If ratified by the union, the four-year agreement would already be in year two because teachers have been working without a contract since summer 2015. But the last-minute agreement avoided what would have the second strike during Mayor Rahm Emanuel’s tenure, not including the one-day teacher walkout April 1.
“The teachers’ hard work will be respected in this contract, and appropriately rewarded,” Emanuel said. “Chicago Public Schools’ finances will be stronger and on firmer ground because of this agreement. Parents and taxpayers will be relieved, and more importantly, reassured that we all came together and worked together with a common purpose.”
The contract maintains “step-and-lane” salary increases, which provides teachers with raises based on experience and education level.
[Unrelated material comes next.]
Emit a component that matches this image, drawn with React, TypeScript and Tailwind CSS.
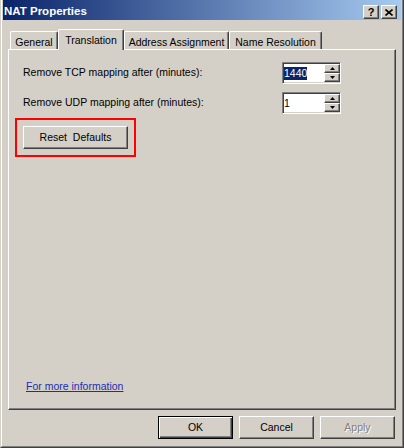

It also protects “pension pick-ups” for current teachers, a major source of contention between the union and Board of Education. Teachers are required to put 9 percent of their salaries into their pension fund, but the city has contributed 7 percent under the pick-up system established in the 1980s. The city wanted to end this benefit as a cost-saving measure, but teachers considered it a pay cut. Under the tentative contract agreement, pension pick-ups would continue, except for teachers hired after January 2017.
The agreement also puts provisions in place to limit class sizes in kindergarten through second-grade classrooms. Beginning this school year, a teaching assistant would be assigned to classrooms that have more than 32 students.
Lewis emphasized the tentative agreement is not yet a contract: It must make it through the House of Delegates, then members will vote on the agreement. But CTU struck an optimistic tone at Monday night’s press conference.
“It’s not a perfect agreement, as anyone will tell you, but it was good,” Lewis said. “It’s 22 months of uncertainty that I think is a relief for the entire city.”
Parents also have reason to celebrate the tentative agreement, too, said Erica Clark of Parents 4 Teachers. She argues it’s ultimately up to the teachers to decide if this is a workable contract, but there are some positive signs for parents, like the restrictions in classroom size.
“Everyone’s glad that a strike was avoided; I don’t think teachers wanted it, I don’t think parents wanted it,” said Clark, who insists big problems still face the district, like the lack of an elected school board.
Right now, Chicago is the only city in the state where the mayor appoints the members of the school board, and it’s a rarity nationwide, too. Clark hopes the Illinois Senate will pass a bill that would force an elected school board in Chicago. It passed overwhelmingly in the House of Representatives in March.
“I think everyone acknowledges there’s still big fights ahead, a collective bargaining agreement can’t solve everything that’s wrong with the school district,” she said.
Steven Ashby, a member of the Chicago Teachers Solidarity Campaign and a labor historian, said there are some gains for teachers in the tentative agreement. But because contract negotiations are limited to issues of compensation and employment conditions, many issues aren’t even up for discussion like, for example, having a librarian, nurse and social worker in every school.
“Labor law in this country is very, very backward,” Ashby said. “I think this whole conflict is not over. The schools continue to deteriorate. They continue to be under-resourced.”